**REQUIRED WORK**
Write out each line in which the string "components" is present.

**TASK INPUT**
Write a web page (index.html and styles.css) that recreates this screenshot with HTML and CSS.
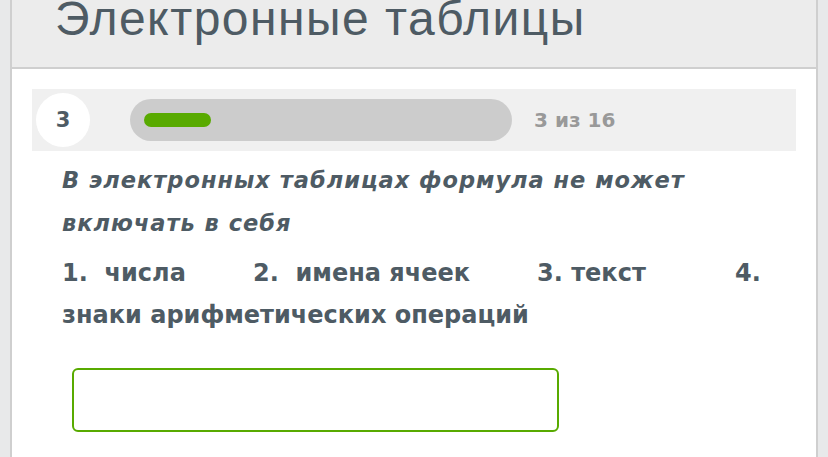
FILE: index.html
```html
<!DOCTYPE html>
<html lang="ru">
<head>
    <meta charset="UTF-8">
    <meta name="viewport" content="width=device-width, initial-scale=1.0">
    <title>Электронные таблицы</title>
    <link rel="stylesheet" href="styles.css">
</head>
<body>
    <div class="page">
        <div class="header">
            <h1>Электронные таблицы</h1>
        </div>

        <div class="content">
            <div class="progress">
                <div class="num">3</div>
                <div class="track">
                    <div class="fill"></div>
                </div>
                <div class="counter">3 из 16</div>
            </div>

            <p class="question">В электронных таблицах формула не может включать в себя</p>
            <p class="options">
                <span class="opt opt-1">1.&nbsp; числа</span><span class="opt opt-2">2.&nbsp; имена ячеек</span><span class="opt opt-3">3. текст</span>4. знаки арифметических операций
            </p>

            <input type="text" class="answer">
        </div>
    </div>
</body>
</html>
```

FILE: styles.css
```css
body {
    font-family: "Liberation Sans", Arial, sans-serif;
    background-color: #e8e9ea;
    margin: 0;
    padding: 0;
    color: #4e5b64;
}

.page {
    margin: 0 10px;
    min-height: 457px;
    background-color: #fff;
    border-left: 2px solid #cfcfcf;
    border-right: 2px solid #cfcfcf;
}

.header {
    height: 67px;
    background-color: #ececec;
    border-bottom: 2px solid #cfcfcf;
    padding-left: 43px;
    overflow: hidden;
}

.header h1 {
    margin: -5px 0 0;
    font-size: 48px;
    line-height: 48px;
    letter-spacing: 1.5px;
    font-weight: normal;
    color: #4e5b64;
}

.content {
    padding: 20px 20px 0;
}

.progress {
    display: flex;
    align-items: center;
    height: 62px;
    padding: 0 4px;
    background-color: #f0f0f0;
}

.num {
    width: 54px;
    height: 54px;
    border-radius: 50%;
    background-color: #fff;
    display: flex;
    align-items: center;
    justify-content: center;
    font-family: "DejaVu Sans", sans-serif;
    font-size: 21px;
    font-weight: bold;
}

.track {
    display: flex;
    align-items: center;
    width: 382px;
    height: 42px;
    margin-left: 40px;
    padding-left: 14px;
    box-sizing: border-box;
    border-radius: 21px;
    background-color: #cccccc;
}

.fill {
    width: 67px;
    height: 14px;
    border-radius: 7px;
    background-color: #58aa00;
}

.counter {
    margin-left: 22px;
    font-family: "DejaVu Sans", sans-serif;
    font-size: 20px;
    font-weight: bold;
    color: #999;
}

.question,
.options {
    margin: 0;
    padding: 0 20px 0 30px;
    font-family: "DejaVu Sans", sans-serif;
    font-weight: bold;
}

.question {
    margin-top: 8px;
    padding-right: 50px;
    font-size: 22.5px;
    line-height: 43px;
    letter-spacing: 1px;
    font-style: italic;
}

.options {
    margin-top: 7px;
    font-size: 24px;
    line-height: 42px;
}

.opt {
    display: inline-block;
}

.opt-1 {
    width: 191px;
}

.opt-2 {
    width: 284px;
}

.opt-3 {
    width: 198px;
}

.answer {
    display: block;
    margin: 32px 0 0 40px;
    width: 487px;
    height: 64px;
    box-sizing: border-box;
    border: 2px solid #58aa00;
    border-radius: 6px;
    outline: none;
    background-color: #fff;
}
```
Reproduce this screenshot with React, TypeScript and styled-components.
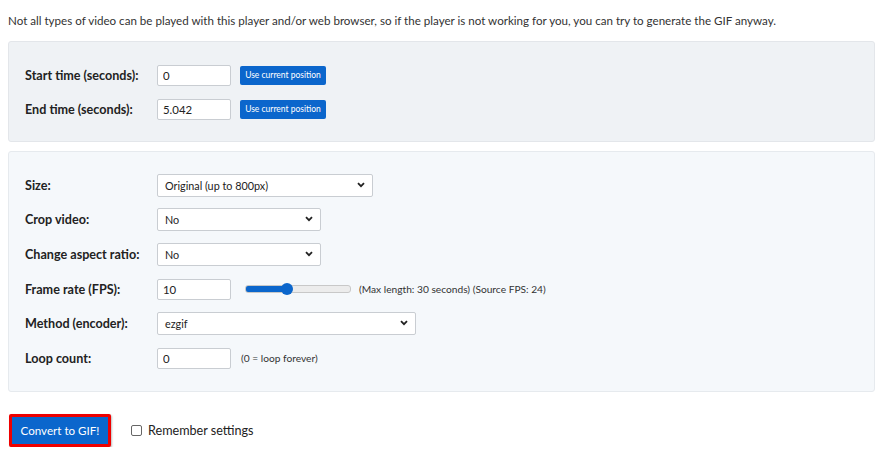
import React from 'react'
import styled, { createGlobalStyle } from 'styled-components'

const GlobalStyle = createGlobalStyle`
	body {
		margin: 0;
		background: #fff;
		font-family: Lato, 'Noto Sans', sans-serif;
		color: #212529;
	}
`

const Page = styled.div`
	padding: 12px 15px 0 8px;
`

const Intro = styled.p`
	margin: 0 0 11px;
	font-size: 11.6px;
	line-height: 18px;
	color: #333;
`

const Panel = styled.div<{ $tone: 'dark' | 'light' }>`
	background: ${(p) => (p.$tone === 'dark' ? '#eff2f5' : '#f5f8fb')};
	border: 1px solid ${(p) => (p.$tone === 'dark' ? '#e3e6ea' : '#e6eaee')};
	border-radius: 3px;
	padding: 16px 16px 15px;
	margin-bottom: 9px;
`

const Row = styled.div<{ $h: number }>`
	display: flex;
	align-items: center;
	height: ${(p) => p.$h}px;
`

const Label = styled.label`
	width: 132px;
	flex-shrink: 0;
	font-size: 12.6px;
	font-weight: 700;
	color: #222;
`

const TextInput = styled.input`
	box-sizing: border-box;
	width: 74px;
	height: 21px;
	border: 1px solid #c9cdd2;
	border-radius: 2px;
	padding: 0 5px;
	font: 11.4px Lato, sans-serif;
	color: #222;
	background: #fff;
	outline: none;
`

const SmallButton = styled.button`
	margin-left: 9px;
	height: 19px;
	width: 86px;
	padding: 0;
	border: none;
	border-radius: 2px;
	background: #0b66cc;
	color: #fff;
	font: 8.5px Lato, sans-serif;
`

const SelectBox = styled.div<{ $w: number }>`
	box-sizing: border-box;
	position: relative;
	width: ${(p) => p.$w}px;
	height: 23px;
	border: 1px solid #c9cdd2;
	border-radius: 2px;
	background: #fff;
	display: flex;
	align-items: center;
	padding: 0 0 0 7px;
	font-size: 10.8px;
	color: #222;
`

const Chevron = styled.svg`
	position: absolute;
	right: 7px;
	top: 7px;
`

const Hint = styled.span<{ $gap: number }>`
	margin-left: ${(p) => p.$gap}px;
	font-size: 10.2px;
	color: #333;
`

const Range = styled.input`
	-webkit-appearance: none;
	appearance: none;
	margin: 0 0 0 14px;
	width: 104px;
	height: 6px;
	border-radius: 3px;
	border: 1px solid #c8c8c8;
	background: linear-gradient(to right, #0b66cc 0%, #0b66cc 40%, #ececec 40%, #ececec 100%);
	outline: none;
	&::-webkit-slider-thumb {
		-webkit-appearance: none;
		width: 12px;
		height: 12px;
		border-radius: 50%;
		background: #0b66cc;
		border: none;
	}
`

const Footer = styled.div`
	display: flex;
	align-items: center;
	padding: 13px 0 0 1px;
`

const ConvertButton = styled.button`
	box-sizing: border-box;
	width: 102px;
	height: 33px;
	border: 3px solid #ee0000;
	border-radius: 2px;
	background: #0b66cc;
	color: #fff;
	font: 11.6px Lato, sans-serif;
	padding: 0;
	box-shadow: 1px 1px 2px rgba(0, 0, 0, 0.25);
`

const CheckLabel = styled.label`
	display: flex;
	align-items: center;
	margin-left: 20px;
	font-size: 12.6px;
	color: #222;
`

const Check = styled.span`
	box-sizing: border-box;
	width: 11px;
	height: 11px;
	border: 1px solid #666;
	border-radius: 2px;
	margin-right: 6px;
	background: #fff;
`

const Select = ({ w, value }: { w: number; value: string }) => (
	<SelectBox $w={w}>
		{value}
		<Chevron width="8" height="6" viewBox="0 0 8 6">
			<path d="M1 1.2 L4 4.2 L7 1.2" fill="none" stroke="#222" strokeWidth="1.8" />
		</Chevron>
	</SelectBox>
)

export default function App() {
	return (
		<Page>
			<GlobalStyle />
			<Intro>
				Not all types of video can be played with this player and/or web browser, so if the
				player is not working for you, you can try to generate the GIF anyway.
			</Intro>
			<Panel $tone="dark">
				<Row $h={34}>
					<Label>Start time (seconds):</Label>
					<TextInput defaultValue="0" />
					<SmallButton>Use current position</SmallButton>
				</Row>
				<Row $h={34}>
					<Label>End time (seconds):</Label>
					<TextInput defaultValue="5.042" />
					<SmallButton>Use current position</SmallButton>
				</Row>
			</Panel>
			<Panel $tone="light">
				<Row $h={34.6}>
					<Label>Size:</Label>
					<Select w={216} value="Original (up to 800px)" />
				</Row>
				<Row $h={34.6}>
					<Label>Crop video:</Label>
					<Select w={164} value="No" />
				</Row>
				<Row $h={34.6}>
					<Label>Change aspect ratio:</Label>
					<Select w={164} value="No" />
				</Row>
				<Row $h={34.6}>
					<Label>Frame rate (FPS):</Label>
					<TextInput defaultValue="10" />
					<Range type="range" min={1} max={25} defaultValue={10} />
					<Hint $gap={8}>(Max length: 30 seconds) (Source FPS: 24)</Hint>
				</Row>
				<Row $h={34.6}>
					<Label>Method (encoder):</Label>
					<Select w={259} value="ezgif" />
				</Row>
				<Row $h={34.6}>
					<Label>Loop count:</Label>
					<TextInput defaultValue="0" />
					<Hint $gap={10}>(0 = loop forever)</Hint>
				</Row>
			</Panel>
			<Footer>
				<ConvertButton>Convert to GIF!</ConvertButton>
				<CheckLabel>
					<Check />
					Remember settings
				</CheckLabel>
			</Footer>
		</Page>
	)
}
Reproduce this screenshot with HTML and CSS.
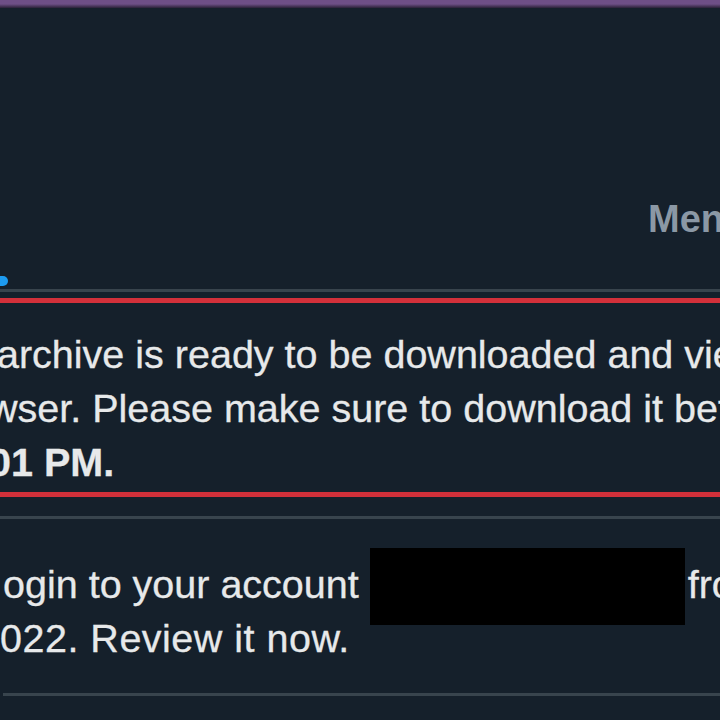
FILE: index.html
```html
<!DOCTYPE html>
<html lang="en">
  <head>
    <meta charset="UTF-8" />
    <meta name="viewport" content="width=device-width, initial-scale=1.0" />
    <title>Notifications</title>
    <link rel="stylesheet" href="styles.css">
  </head>
  <body>
    <div class="window-bar"></div>

    <nav class="tabs">
      <div class="tab tab-active">
        <span class="indicator"></span>
      </div>
      <div class="tab">
        <span class="tab-label">Mentions</span>
      </div>
    </nav>

    <section class="feed">
      <article class="note note-marked">
        <div class="highlight">
          <p class="note-text">
            <span class="line">archive is ready to be downloaded and viewed in your</span>
            <span class="line cut">wser. Please make sure to download it before</span>
            <span class="line cut"><strong>01 PM.</strong></span>
          </p>
        </div>
      </article>

      <article class="note note-plain">
        <p class="note-text">
          <span class="line">ogin to your account <span class="redacted">@account</span>from a new device</span>
          <span class="line nudge">022. Review it now.</span>
        </p>
      </article>
    </section>
  </body>
</html>
```

FILE: styles.css
```css
/* Reset */
* {
  margin: 0;
  padding: 0;
  box-sizing: border-box;
}

body {
  background-color: #15202b;
  color: #e7e9ea;
  font-family: "Liberation Sans", Arial, sans-serif;
  overflow: hidden;
}

/* Browser strip at the very top */
.window-bar {
  height: 8px;
  background: linear-gradient(#6e4f86 0, #6e4f86 4px, #2a2137 8px);
}

/* Tabs */
.tabs {
  display: grid;
  grid-template-columns: 648px 1fr;
  align-items: end;
  height: 284px;
  border-bottom: 3px solid #38444d;
}

.indicator {
  display: block;
  width: 60px;
  height: 10px;
  margin-left: -52px;
  margin-bottom: 3px;
  background-color: #1d9bf0;
  border-radius: 5px;
}

.tab-label {
  display: block;
  margin-bottom: 43px;
  font-size: 38px;
  line-height: 54px;
  font-weight: 700;
  color: #8b98a5;
  white-space: nowrap;
}

/* Notifications */
.note {
  border-bottom: 3px solid #38444d;
}

.note-marked {
  padding: 6px 0 19px;
}

.highlight {
  margin: 0 -20px;
  padding: 24px 20px 3px 12px;
  border: 5px solid #d2303a;
}

.note-plain {
  padding: 38px 0 28px 0;
  margin-left: 3px;
}

.line {
  display: block;
  font-size: 39.5px;
  line-height: 54px;
  white-space: nowrap;
  -webkit-text-stroke: 0.3px currentColor;
}

.line.cut {
  margin-left: -8px;
}

.line.nudge {
  margin-left: -3px;
  letter-spacing: 0.5px;
}

/* Blacked-out account name */
.redacted {
  display: inline-block;
  position: relative;
  width: 315px;
  margin-right: 3px;
  color: transparent;
  -webkit-text-stroke: 0;
}

.redacted::after {
  content: "";
  position: absolute;
  left: 0;
  right: 0;
  top: -9px;
  bottom: -14px;
  background-color: #000;
}
```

**FULL ANSWER**
Reproduce this screenshot with React, TypeScript and styled-components.
import styled, { createGlobalStyle } from 'styled-components'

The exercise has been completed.